THE TASK: Pick out the lines containing "this".

DATA SUPPLIED:

'''

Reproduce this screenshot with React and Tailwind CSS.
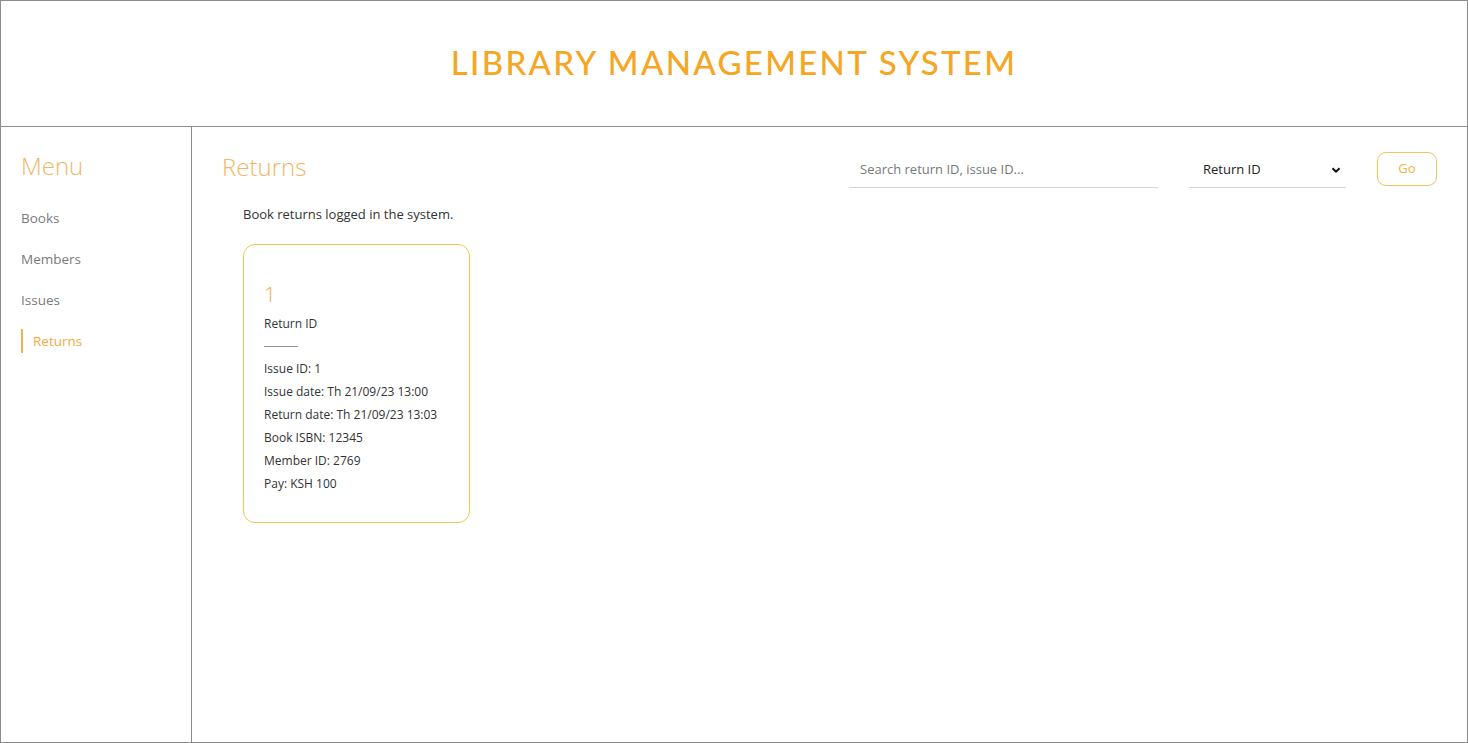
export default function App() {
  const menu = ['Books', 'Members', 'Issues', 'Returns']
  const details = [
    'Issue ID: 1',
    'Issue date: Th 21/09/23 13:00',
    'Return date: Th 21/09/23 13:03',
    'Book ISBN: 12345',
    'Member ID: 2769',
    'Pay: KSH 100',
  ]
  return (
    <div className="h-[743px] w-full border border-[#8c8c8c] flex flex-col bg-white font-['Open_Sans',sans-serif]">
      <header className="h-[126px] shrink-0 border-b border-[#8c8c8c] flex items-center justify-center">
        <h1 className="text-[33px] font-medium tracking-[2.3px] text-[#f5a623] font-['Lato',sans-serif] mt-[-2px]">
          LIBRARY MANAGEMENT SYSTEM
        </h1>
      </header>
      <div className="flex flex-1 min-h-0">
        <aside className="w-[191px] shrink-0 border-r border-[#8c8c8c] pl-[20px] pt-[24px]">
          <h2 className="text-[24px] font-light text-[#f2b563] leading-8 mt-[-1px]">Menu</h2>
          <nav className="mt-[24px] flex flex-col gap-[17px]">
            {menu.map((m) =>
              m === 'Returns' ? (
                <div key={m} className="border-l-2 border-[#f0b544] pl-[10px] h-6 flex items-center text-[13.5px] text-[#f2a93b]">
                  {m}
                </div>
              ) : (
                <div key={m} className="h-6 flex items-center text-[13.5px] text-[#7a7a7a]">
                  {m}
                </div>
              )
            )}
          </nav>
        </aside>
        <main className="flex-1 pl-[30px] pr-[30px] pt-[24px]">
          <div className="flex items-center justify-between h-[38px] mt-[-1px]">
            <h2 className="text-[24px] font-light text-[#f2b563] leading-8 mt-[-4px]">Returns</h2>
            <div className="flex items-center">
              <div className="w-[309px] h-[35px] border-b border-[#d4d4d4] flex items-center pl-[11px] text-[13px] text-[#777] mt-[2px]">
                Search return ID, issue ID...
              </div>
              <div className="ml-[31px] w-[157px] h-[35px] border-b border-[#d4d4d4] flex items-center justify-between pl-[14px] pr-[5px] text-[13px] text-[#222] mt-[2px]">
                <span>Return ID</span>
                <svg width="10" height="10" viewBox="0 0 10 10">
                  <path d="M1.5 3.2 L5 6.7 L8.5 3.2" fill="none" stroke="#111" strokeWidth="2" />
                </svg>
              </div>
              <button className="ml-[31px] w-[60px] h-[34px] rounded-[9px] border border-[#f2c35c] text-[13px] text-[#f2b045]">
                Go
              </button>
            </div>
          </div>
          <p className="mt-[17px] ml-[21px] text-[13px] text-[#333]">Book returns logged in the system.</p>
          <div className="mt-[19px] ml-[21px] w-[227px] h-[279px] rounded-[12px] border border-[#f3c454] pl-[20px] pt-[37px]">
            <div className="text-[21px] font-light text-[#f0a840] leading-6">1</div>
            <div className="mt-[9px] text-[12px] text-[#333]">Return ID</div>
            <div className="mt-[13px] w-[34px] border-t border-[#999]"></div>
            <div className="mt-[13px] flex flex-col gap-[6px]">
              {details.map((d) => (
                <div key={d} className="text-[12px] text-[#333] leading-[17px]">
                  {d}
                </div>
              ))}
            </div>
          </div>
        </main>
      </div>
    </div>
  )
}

'''
'''

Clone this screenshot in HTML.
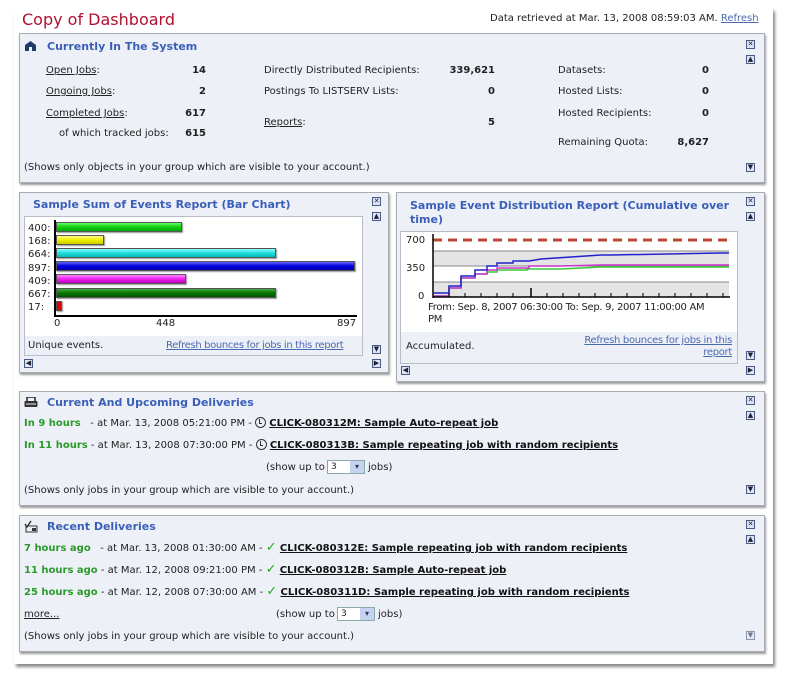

'''

WRITTEN ANSWER:
Reproduce this screenshot with React and Tailwind CSS.
Clone this screenshot in HTML.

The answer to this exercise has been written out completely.